Of course, there are more than a few difference between the game and the film including, as you can see in the trailer, the look of the Animus itself. The device that Cal uses to effectively travel back is, in the film, represented as a massive snakelike appendage.
“My biggest question was, ‘How does Cal, the modern day character, learn from his past?'” Justin Kurzel explains. “Intellectually and psychologically, I could see that how that character in the past would change and shift him. But I also wanted to see physically how he would become an assassin… The arm that created it is almost like a marionette. It’s something where Aguilar in the past climbs a wall or jumps and then the arm allows the character to do that.”
Justin Kurzel also wanted to find a way to ground the stuntwork in reality with Michael Fassbender himself performing stunts whenever possible and an impressive team of Parkour experts being utilized to make sure everything stayed practical.
“The first thing we discussed was that we didn’t want our assassins to float through the air,” Justin Kurzel explains. “We wanted them to land with a pump. He was very keen on doing a lot of the stuntwork and doing whatever he could to make it feel real. I just didn’t want to be in a parking lot with a huge green screen. I mean, I didn’t when I was actually in Malta in 40-degree heat trying to make a jump out of someone, but I thought that was important that you saw the effort.”
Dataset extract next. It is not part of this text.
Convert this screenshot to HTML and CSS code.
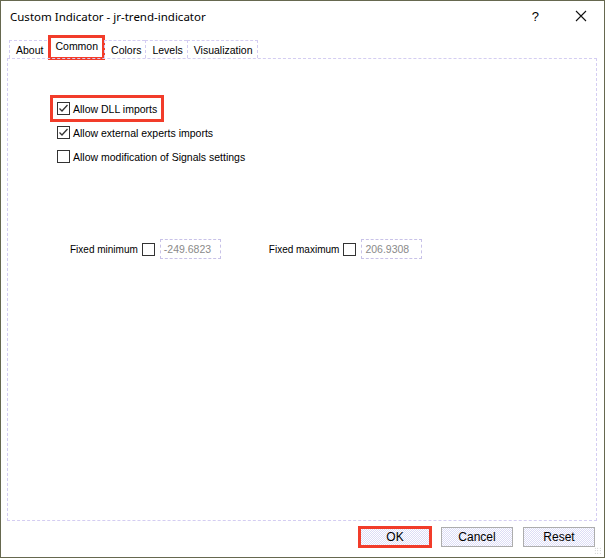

There’s still a great deal of mystery yet to be revealed about where the Assassin’s Creed film will take the story, but fans might want to look to the Robert Frost poem as a hint.
“It was actually Michael who found the poem,” says Justin Kurzel. “We were sort of talking about what he might hear in the execution scene. Perhaps this is a poem that his mother had spoken to him about. Hidden in that poem was ‘protect the apple’. ‘Protect the artifact’” We loved the ambiguity of it and the sort of codedness of it.”
Assassin’s Creed hits theaters December 21.